U.S. Bancorp’s revenues witnessed a rising trend over the last few years and in first-quarter 2023. Revenues benefit from higher NII and USB’s efforts to enhance its range of products, services and capabilities. Management expects total revenues to reach $28.5-$30.5 billion in 2023.

The company’s NII has been higher due to the rising interest rates and balance-sheet growth. USB’s loan and deposit balances have been rising over the years as it continues to expand and deepen relationships with current customers, acquire new ones and expand market share. For second-quarter and full-year 2023, management expects average earning assets in the range of $600-$605 billion and $600-$610 billion, respectively.

U.S. Bancorp has opened new markets for itself and fortified existing markets through a number of strategic acquisitions in the past years.  In December 2022, it completed the acquisition of MUFG Union Bank’s core regional banking franchise to expand its branch network and have greater access to digital banking tools.

USB has a strong balance sheet. At first quarter end, the company’s cash and due from banks of $67.23 billion exceeded its long-term debt of $42.05 billion, reflecting manageable debt levels. Also, given its strong liquidity and impressive earnings strength, its capital deployment activities seem sustainable and is likely to boost investors’ confidence in the stock.

However, rising costs remain a concern for U.S. Bancorp. Its non-interest expenses saw a positive compound annual growth rate over the last four years.  The increasing trend continued in first-quarter 2023 as well.

Management estimates to incur total expenses of $1.4 billion for Union Bank integration. Further, it forecasts non-interest expenses (excluding merger and integration charges) of $17-$17.5 billion in 2023. Hence, USB’s cost base remains relatively high which is likely to hinder bottom-line growth.

Apart from increasing costs, lack of diversification in loan portfolio amid an uncertain economy and legal hassles are likely to act as headwinds.

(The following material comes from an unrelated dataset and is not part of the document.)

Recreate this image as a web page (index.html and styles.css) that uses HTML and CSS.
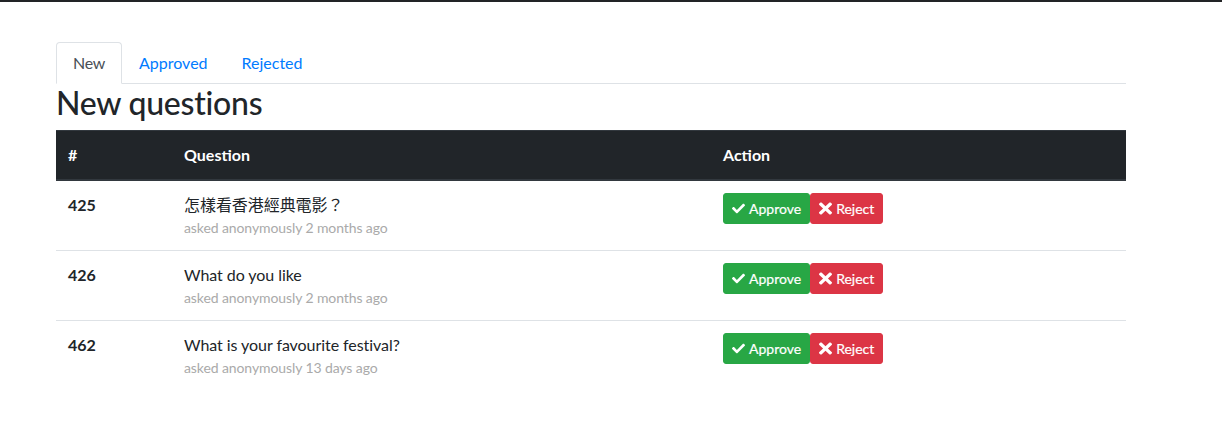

Around 49.6% of USB’s loan portfolio comprises of commercial loans (commercial and commercial real estate lending) as of Mar 31. Further, U.S. Bancorp continues to encounter investigations and lawsuits from the investors and regulators, leading to increased legal expenses and provisions in the near term.
 

Shares of this Zacks Rank #3 (Hold) company have lost 32.4% compared with a decline of 14.6% recorded by its industry over the past six months.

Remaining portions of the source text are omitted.